-- start of Provided records --
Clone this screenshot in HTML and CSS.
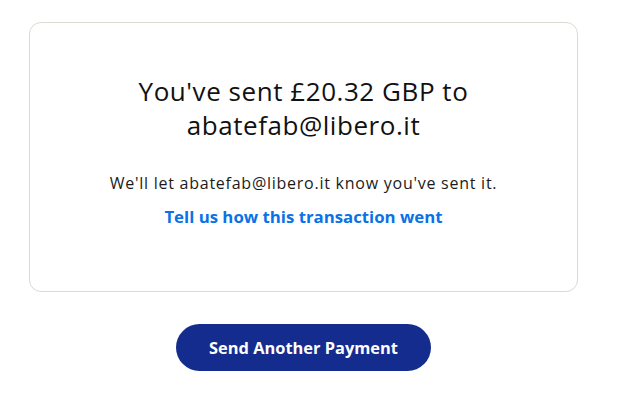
FILE: index.html
```html
<!DOCTYPE html>
<html lang="en">
<head>
<meta charset="utf-8">
<title>Payment sent</title>
<link rel="stylesheet" href="styles.css">
</head>
<body>
<main class="page">
  <section class="card">
    <h1 class="title">You've sent £20.32 GBP to<br>abatefab@libero.it</h1>
    <p class="note">We'll let abatefab@libero.it know you've sent it.</p>
    <a class="feedback" href="#">Tell us how this transaction went</a>
  </section>
  <div class="actions">
    <button class="btn-primary" type="button">Send Another Payment</button>
  </div>
</main>
</body>
</html>
```

FILE: styles.css
```css
* { box-sizing: border-box; }
html, body { margin: 0; padding: 0; background: #ffffff; }
body {
  font-family: "Open Sans", Lato, "Liberation Sans", sans-serif;
  color: #1b1b1b;
}
.page {
  width: 549px;
  margin: 22px 0 0 29px;
  display: flex;
  flex-direction: column;
  align-items: center;
}
.card {
  width: 100%;
  height: 270px;
  border: 1px solid #dcd9d2;
  border-radius: 12px;
  display: flex;
  flex-direction: column;
  align-items: center;
  padding-top: 51px;
}
.title {
  margin: 0;
  font-size: 26px;
  line-height: 34px;
  font-weight: 400;
  letter-spacing: 0.55px;
  text-align: center;
  color: #111111;
}
.note {
  margin: 30px 0 0;
  font-size: 16px;
  line-height: 22px;
  letter-spacing: 0.75px;
  color: #1b1b1b;
}
.feedback {
  margin-top: 12px;
  font-size: 16.8px;
  line-height: 22px;
  font-weight: 700;
  color: #0a72e6;
  text-decoration: none;
}
.actions {
  margin-top: 32px;
}
.btn-primary {
  width: 255px;
  height: 47px;
  border: none;
  border-radius: 24px;
  background: #142c8e;
  color: #ffffff;
  font-family: inherit;
  font-size: 16.4px;
  font-weight: 700;
}
```
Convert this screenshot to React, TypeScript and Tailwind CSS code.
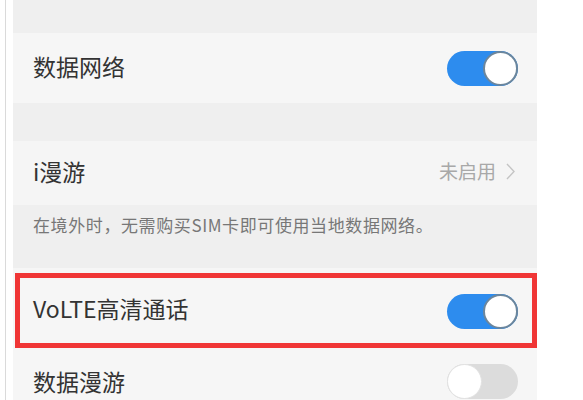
import React from 'react';

const font = { fontFamily: '"Noto Sans CJK SC", "Noto Sans", sans-serif' };

function Toggle({ on }: { on: boolean }) {
  return on ? (
    <div className="flex h-[35px] w-[71px] items-center justify-end rounded-full bg-[#2d8cee]">
      <div className="h-[35px] w-[35px] rounded-full border-2 border-[#6c869c] bg-white" />
    </div>
  ) : (
    <div className="flex h-[35px] w-[71px] items-center justify-start rounded-full bg-[#dcdcdc]">
      <div className="h-[35px] w-[35px] rounded-full border border-[#e2e2e2] bg-white" />
    </div>
  );
}

export default function App() {
  return (
    <div className="flex h-[400px] w-[583px] overflow-hidden bg-white" style={font}>
      <div className="ml-[5px] w-px bg-[#dadada]" />
      <div className="ml-[7px] flex w-[524px] flex-col bg-[#efefef]">
        <div className="h-[33px] shrink-0" />

        <div className="flex h-[70px] shrink-0 items-center justify-between bg-[#f6f6f6] pl-[20px] pr-[19px]">
          <span className="mb-[4px] text-[23px] text-[#333]">数据网络</span>
          <Toggle on />
        </div>

        <div className="h-[38px] shrink-0" />

        <div className="flex h-[64px] shrink-0 items-center justify-between bg-[#f5f5f5] pl-[20px] pr-[22px]">
          <span className="mb-[4px] text-[23px] text-[#333]">i漫游</span>
          <span className="mb-[4px] flex items-center gap-[10px] text-[19px] text-[#a8a8a8]">
            未启用
            <svg width="9" height="17" viewBox="0 0 9 17" fill="none">
              <path d="M1 1l7 7.5-7 7.5" stroke="#c4c4c4" strokeWidth="1.4" />
            </svg>
          </span>
        </div>

        <div className="flex h-[63px] shrink-0 items-start pl-[20px] pt-[7px]">
          <span className="text-[17px] tracking-[0.6px] text-[#777]">在境外时，无需购买SIM卡即可使用当地数据网络。</span>
        </div>

        <div className="relative flex h-[80px] shrink-0 items-center justify-between bg-[#f6f6f6] pl-[20px] pr-[19px]">
          <span className="text-[23px] text-[#333]">VoLTE高清通话</span>
          <div className="mt-[6px]">
            <Toggle on />
          </div>
          <div className="absolute bottom-0 left-[2px] right-0 top-[5px] border-[5px] border-[#f03636]" />
        </div>

        <div className="flex h-[60px] shrink-0 items-center justify-between bg-[#f6f6f6] pl-[20px] pr-[19px] pt-[6px]">
          <span className="text-[23px] text-[#333]">数据漫游</span>
          <Toggle on={false} />
        </div>
      </div>
    </div>
  );
}
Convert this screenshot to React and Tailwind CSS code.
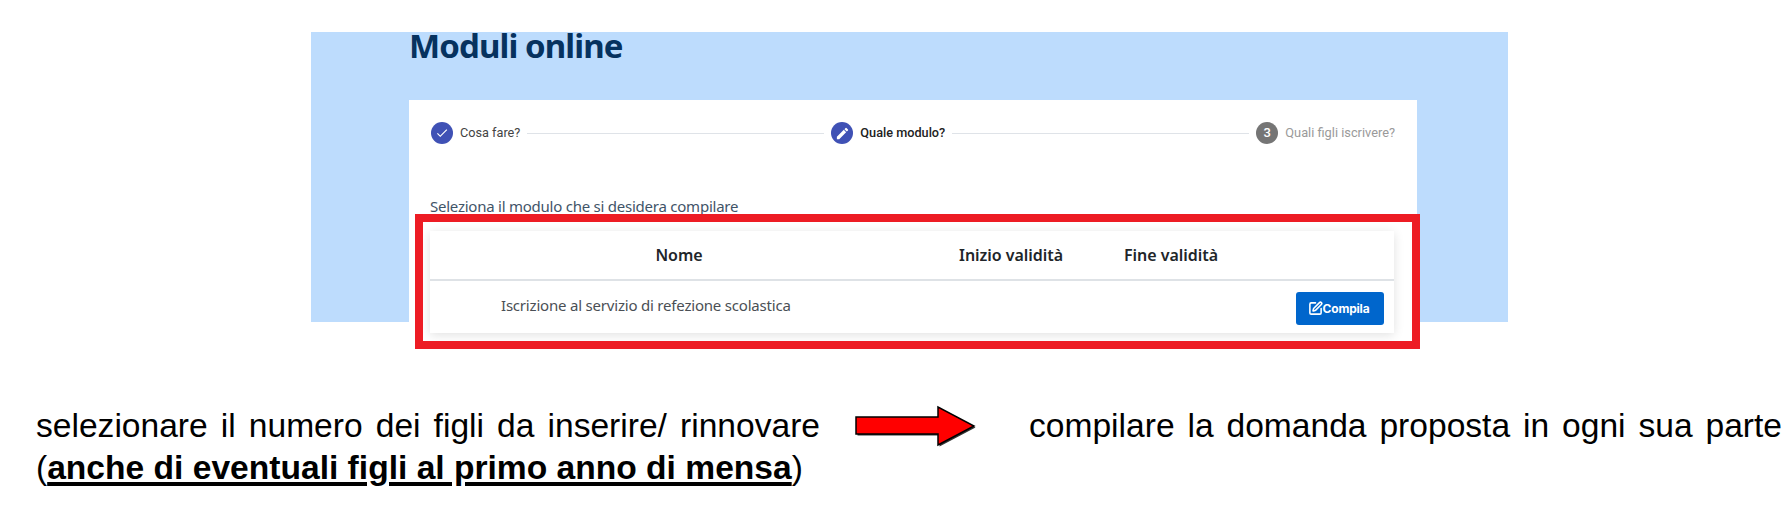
-- end of Provided records --
### [The task]
Extract the entries in full, exactly as they are, minus the pictures.

### [Response to the task]
Clone this screenshot in HTML and CSS.
FILE: index.html
```html
<!DOCTYPE html>
<html lang="en">
<head>
<meta charset="utf-8">
<title>Payment sent</title>
<link rel="stylesheet" href="styles.css">
</head>
<body>
<main class="page">
  <section class="card">
    <h1 class="title">You've sent £20.32 GBP to<br>abatefab@libero.it</h1>
    <p class="note">We'll let abatefab@libero.it know you've sent it.</p>
    <a class="feedback" href="#">Tell us how this transaction went</a>
  </section>
  <div class="actions">
    <button class="btn-primary" type="button">Send Another Payment</button>
  </div>
</main>
</body>
</html>
```

FILE: styles.css
```css
* { box-sizing: border-box; }
html, body { margin: 0; padding: 0; background: #ffffff; }
body {
  font-family: "Open Sans", Lato, "Liberation Sans", sans-serif;
  color: #1b1b1b;
}
.page {
  width: 549px;
  margin: 22px 0 0 29px;
  display: flex;
  flex-direction: column;
  align-items: center;
}
.card {
  width: 100%;
  height: 270px;
  border: 1px solid #dcd9d2;
  border-radius: 12px;
  display: flex;
  flex-direction: column;
  align-items: center;
  padding-top: 51px;
}
.title {
  margin: 0;
  font-size: 26px;
  line-height: 34px;
  font-weight: 400;
  letter-spacing: 0.55px;
  text-align: center;
  color: #111111;
}
.note {
  margin: 30px 0 0;
  font-size: 16px;
  line-height: 22px;
  letter-spacing: 0.75px;
  color: #1b1b1b;
}
.feedback {
  margin-top: 12px;
  font-size: 16.8px;
  line-height: 22px;
  font-weight: 700;
  color: #0a72e6;
  text-decoration: none;
}
.actions {
  margin-top: 32px;
}
.btn-primary {
  width: 255px;
  height: 47px;
  border: none;
  border-radius: 24px;
  background: #142c8e;
  color: #ffffff;
  font-family: inherit;
  font-size: 16.4px;
  font-weight: 700;
}
```
Convert this screenshot to React, TypeScript and Tailwind CSS code.
import React from 'react';

const font = { fontFamily: '"Noto Sans CJK SC", "Noto Sans", sans-serif' };

function Toggle({ on }: { on: boolean }) {
  return on ? (
    <div className="flex h-[35px] w-[71px] items-center justify-end rounded-full bg-[#2d8cee]">
      <div className="h-[35px] w-[35px] rounded-full border-2 border-[#6c869c] bg-white" />
    </div>
  ) : (
    <div className="flex h-[35px] w-[71px] items-center justify-start rounded-full bg-[#dcdcdc]">
      <div className="h-[35px] w-[35px] rounded-full border border-[#e2e2e2] bg-white" />
    </div>
  );
}

export default function App() {
  return (
    <div className="flex h-[400px] w-[583px] overflow-hidden bg-white" style={font}>
      <div className="ml-[5px] w-px bg-[#dadada]" />
      <div className="ml-[7px] flex w-[524px] flex-col bg-[#efefef]">
        <div className="h-[33px] shrink-0" />

        <div className="flex h-[70px] shrink-0 items-center justify-between bg-[#f6f6f6] pl-[20px] pr-[19px]">
          <span className="mb-[4px] text-[23px] text-[#333]">数据网络</span>
          <Toggle on />
        </div>

        <div className="h-[38px] shrink-0" />

        <div className="flex h-[64px] shrink-0 items-center justify-between bg-[#f5f5f5] pl-[20px] pr-[22px]">
          <span className="mb-[4px] text-[23px] text-[#333]">i漫游</span>
          <span className="mb-[4px] flex items-center gap-[10px] text-[19px] text-[#a8a8a8]">
            未启用
            <svg width="9" height="17" viewBox="0 0 9 17" fill="none">
              <path d="M1 1l7 7.5-7 7.5" stroke="#c4c4c4" strokeWidth="1.4" />
            </svg>
          </span>
        </div>

        <div className="flex h-[63px] shrink-0 items-start pl-[20px] pt-[7px]">
          <span className="text-[17px] tracking-[0.6px] text-[#777]">在境外时，无需购买SIM卡即可使用当地数据网络。</span>
        </div>

        <div className="relative flex h-[80px] shrink-0 items-center justify-between bg-[#f6f6f6] pl-[20px] pr-[19px]">
          <span className="text-[23px] text-[#333]">VoLTE高清通话</span>
          <div className="mt-[6px]">
            <Toggle on />
          </div>
          <div className="absolute bottom-0 left-[2px] right-0 top-[5px] border-[5px] border-[#f03636]" />
        </div>

        <div className="flex h-[60px] shrink-0 items-center justify-between bg-[#f6f6f6] pl-[20px] pr-[19px] pt-[6px]">
          <span className="text-[23px] text-[#333]">数据漫游</span>
          <Toggle on={false} />
        </div>
      </div>
    </div>
  );
}
Convert this screenshot to React and Tailwind CSS code.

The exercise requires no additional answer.